Fixing doesn’t fix a thing. At best, it postpones the inevitable. At worst, it’s deadly.
I killed a mouse yesterday. I didn’t relish the task so I did it quickly. I did it because the mouse was caught in a trap, its back leg caught when the metal bar snapped shut.
The little guy was moving around pretty good on three legs, trying to get free, but I could see it wasn’t going anywhere. My mind flashed to another mouse in another trap.
That one didn’t belong inside either; that was the point of the snare. But it was moving about so vigorously in the trap that I took it outside, figuring it would hobble away, lesson learned. It seemed like a good fix. A couple of hours later I went outside to be sure it got away. It didn’t. I found it convulsed in pain, swarmed by ants crawling in and out of it’s mouth and nose. I felt sick. I feel sick remembering it now.
So yesterday I killed a mouse because there was no good fix.
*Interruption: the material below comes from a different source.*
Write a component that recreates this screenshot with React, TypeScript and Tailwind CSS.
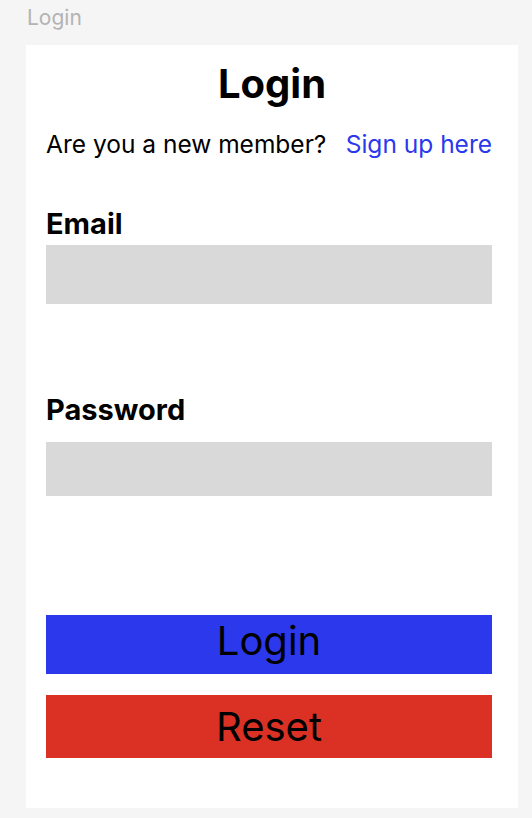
export default function App() {
  return (
    <div className="min-h-screen bg-[#f5f5f5] font-['Inter',sans-serif] text-black">
      <div className="pl-[27px] pt-[7px] text-[21px] leading-none text-[#b3b3b3]">
        Login
      </div>

      <div className="mt-[17px] ml-[26px] w-[492px] bg-white pl-[20px] pr-[26px] pt-[19px] pb-[50px]">
        <h1 className="-mr-[6px] text-center text-[40px] font-bold leading-none">
          Login
        </h1>

        <div className="mt-[28px] flex h-[24px] items-start justify-between text-[24.5px] leading-none">
          <span>Are you a new member?</span>
          <a href="#" className="text-[#2b38ec]">
            Sign up here
          </a>
        </div>

        <label className="mt-[53px] block text-[29px] font-bold leading-none">
          Email
        </label>
        <input
          type="email"
          className="mt-[7px] block h-[59px] w-full bg-[#d9d9d9] outline-none"
        />

        <label className="mt-[91px] block text-[29px] font-bold leading-none">
          Password
        </label>
        <input
          type="password"
          className="mt-[18px] block h-[54px] w-full bg-[#d9d9d9] outline-none"
        />

        <button
          type="button"
          className="mt-[119px] block h-[59px] w-full bg-[#2b38ec] pb-[8px] text-[40px] leading-none"
        >
          Login
        </button>
        <button
          type="button"
          className="mt-[21px] block h-[63px] w-full bg-[#db3125] text-[40px] leading-none"
        >
          Reset
        </button>
      </div>
    </div>
  );
}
I didn’t relish the task so I did it quickly.
Just in case you are overly literal: I’m not suggesting we set traps for children. I’m using unpleasant imagery to say our kids can’t afford to have us fix things for them. Because it’s a trap and they may not be able to survive it. What they require from us is honesty, accountability, decisive action, compassionate love.
If for a month you refuse to bail your kid out, he’ll be surprised, then angry, then hurt, and then he’ll slowly accept that it’s not your job to fix things for him.
And in case you were wondering, don’t expect him to say thanks...not right away.